The provision for combination of the payments is in the contract for purchase of the cemetery space. It goes on to state, “All payments will be applied first, to accrued finance charges and insurance premiums, if applicable, secondly, to purchases of cemetery property and any memorial until fully paid, and lastly to other purchases.” In the case cited, the other purchase was for the funeral.

If, instead of these provisions, the payments had been allocated proportionally to the amount financed, the equity would have been only $262 in the cemetery property and $573 in the funeral purchase. The seller could retain only half this amount or $286.50. The other $286.50 would be returned to the purchaser. A small amount, but significant to a financially strapped buyer. [Frankly, some of us find it appalling that 100% of the funds paid aren’t refunded, with the seller permitted to keep only a modest portion of the interest income to cover administrative expenses!]

It would take a person with thorough knowledge of the difference in the cancellation provisions between the two contracts to catch the significance of allocating principal payments first to the cemetery property debt and only after this is paid in full, to the funeral contract. The effect is to minimize what the purchaser can recover upon cancellation, and, conversely to maximize what the seller can keep. It seems very unlikely that the attorneys and other professionals at Restland were not aware of this distinction and structured the provisions to benefit their own interests at the expense of the purchaser.

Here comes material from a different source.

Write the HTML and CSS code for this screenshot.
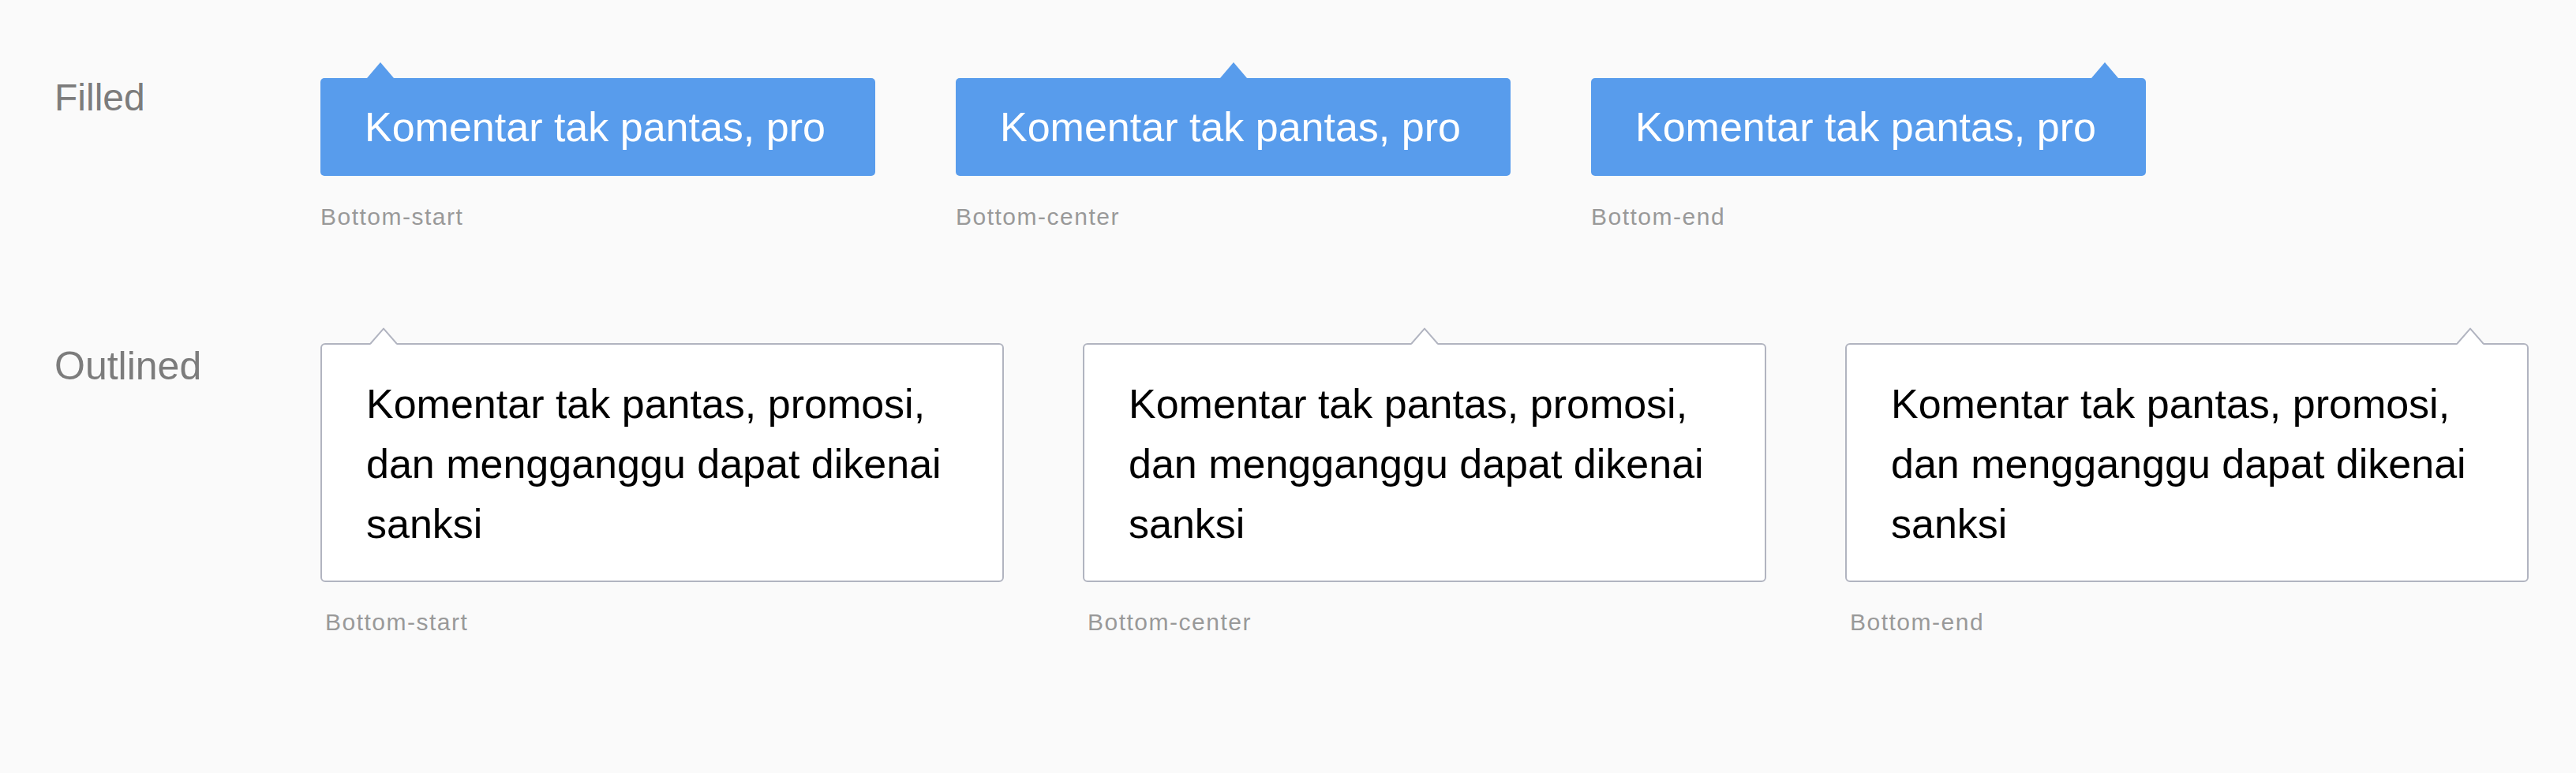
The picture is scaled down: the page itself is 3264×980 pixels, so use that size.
FILE: index.html
```html
<!DOCTYPE html>
<html lang="id">
<head>
<meta charset="utf-8">
<title>Tooltip</title>
<link rel="stylesheet" href="styles.css">
</head>
<body>
<main class="page">
  <section class="row row-filled">
    <h2 class="row-label label-filled">Filled</h2>
    <div class="items items-filled">
      <div class="item">
        <div class="tip tip-filled arrow-start">
          <svg class="arrow" width="34" height="20" viewBox="0 0 34 20"><polygon points="0,20 17,0 34,20" fill="#589cec"/></svg>
          <span class="tip-text">Komentar tak pantas, pro</span>
        </div>
        <p class="caption">Bottom-start</p>
      </div>
      <div class="item">
        <div class="tip tip-filled arrow-center">
          <svg class="arrow" width="34" height="20" viewBox="0 0 34 20"><polygon points="0,20 17,0 34,20" fill="#589cec"/></svg>
          <span class="tip-text">Komentar tak pantas, pro</span>
        </div>
        <p class="caption">Bottom-center</p>
      </div>
      <div class="item">
        <div class="tip tip-filled arrow-end">
          <svg class="arrow" width="34" height="20" viewBox="0 0 34 20"><polygon points="0,20 17,0 34,20" fill="#589cec"/></svg>
          <span class="tip-text">Komentar tak pantas, pro</span>
        </div>
        <p class="caption">Bottom-end</p>
      </div>
    </div>
  </section>

  <section class="row row-outlined">
    <h2 class="row-label label-outlined">Outlined</h2>
    <div class="items items-outlined">
      <div class="item">
        <div class="tip tip-outlined arrow-start">
          <svg class="arrow" width="34" height="22" viewBox="0 0 34 22"><polygon points="0,22 17,2 34,22" fill="#ffffff"/><polyline points="0,21 17,1.6 34,21" fill="none" stroke="#b1b4c0" stroke-width="2" stroke-linejoin="round"/></svg>
          <p class="tip-text">Komentar tak pantas, promosi, dan mengganggu dapat dikenai sanksi</p>
        </div>
        <p class="caption caption-outlined">Bottom-start</p>
      </div>
      <div class="item">
        <div class="tip tip-outlined arrow-center">
          <svg class="arrow" width="34" height="22" viewBox="0 0 34 22"><polygon points="0,22 17,2 34,22" fill="#ffffff"/><polyline points="0,21 17,1.6 34,21" fill="none" stroke="#b1b4c0" stroke-width="2" stroke-linejoin="round"/></svg>
          <p class="tip-text">Komentar tak pantas, promosi, dan mengganggu dapat dikenai sanksi</p>
        </div>
        <p class="caption caption-outlined">Bottom-center</p>
      </div>
      <div class="item">
        <div class="tip tip-outlined arrow-end">
          <svg class="arrow" width="34" height="22" viewBox="0 0 34 22"><polygon points="0,22 17,2 34,22" fill="#ffffff"/><polyline points="0,21 17,1.6 34,21" fill="none" stroke="#b1b4c0" stroke-width="2" stroke-linejoin="round"/></svg>
          <p class="tip-text">Komentar tak pantas, promosi, dan mengganggu dapat dikenai sanksi</p>
        </div>
        <p class="caption caption-outlined">Bottom-end</p>
      </div>
    </div>
  </section>
</main>
</body>
</html>
```

FILE: styles.css
```css
html, body {
  margin: 0;
  padding: 0;
  background: #fafafa;
}

body {
  font-family: "Liberation Sans", Arial, sans-serif;
  width: 3264px;
  height: 980px;
  overflow: hidden;
}

.page {
  padding: 79px 0 0 69px;
  display: flex;
  flex-direction: column;
  gap: 120px;
}

.row {
  display: grid;
  grid-template-columns: 337px auto;
  align-items: start;
}

.row-label {
  margin: 0;
  font-weight: 400;
  font-size: 48px;
  line-height: 48px;
  color: #7c7c7c;
}

.label-filled {
  padding-top: 21px;
}

.label-outlined {
  padding-top: 24px;
  font-size: 50px;
  line-height: 50px;
}

.items {
  display: flex;
  align-items: flex-start;
}

.items-filled {
  gap: 102px;
}

.items-outlined {
  gap: 100px;
}

.item {
  display: flex;
  flex-direction: column;
}

.tip {
  position: relative;
  box-sizing: border-box;
  margin-top: 20px;
}

.arrow {
  position: absolute;
  display: block;
}

.tip-filled {
  width: 703px;
  height: 124px;
  padding: 0 56px;
  background: #589cec;
  border-radius: 5px;
  display: flex;
  align-items: center;
}

.tip-filled .arrow {
  top: -20px;
}

.tip-filled .tip-text {
  color: #ffffff;
  font-size: 52px;
  line-height: 52px;
  white-space: nowrap;
}

.tip-filled.arrow-start .arrow { left: 59px; }
.tip-filled.arrow-center .arrow { left: calc(50% - 17px); }
.tip-filled.arrow-end .arrow { right: 35px; }

.tip-outlined {
  width: 866px;
  background: #ffffff;
  border: 2px solid #b1b4c0;
  border-radius: 6px;
  padding: 37px 56px 34px;
  margin-top: 20px;
}

.tip-outlined .arrow {
  top: -22px;
}

.tip-outlined.arrow-start .arrow { left: 61px; }
.tip-outlined.arrow-center .arrow { left: calc(50% - 17px); }
.tip-outlined.arrow-end .arrow { right: 55px; }

.tip-outlined .tip-text {
  margin: 0;
  color: #000000;
  font-size: 52px;
  line-height: 76px;
}

.caption {
  margin: 32px 0 0;
  font-size: 30px;
  line-height: 40px;
  letter-spacing: 1.5px;
  color: #999999;
}

.caption-outlined {
  margin-top: 31px;
  padding-left: 6px;
}
```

It’s all there in the contracts, but it requires a lot of know-how to figure it out. The consumer would be warned if a statement to the effect that “Combining these payments may substantially reduce the amount you could recover in case you find you have to cancel.” were included in the section of the cemetery space purchase contract which covers the combination of payments. Failure to include such a statement is construed as a deceptive trade practice. [Perhaps a clearer warning is needed for some, with a schedule of what has been paid and how much of that can be expected in a refund after cancellation or default during each of the ensuing years!]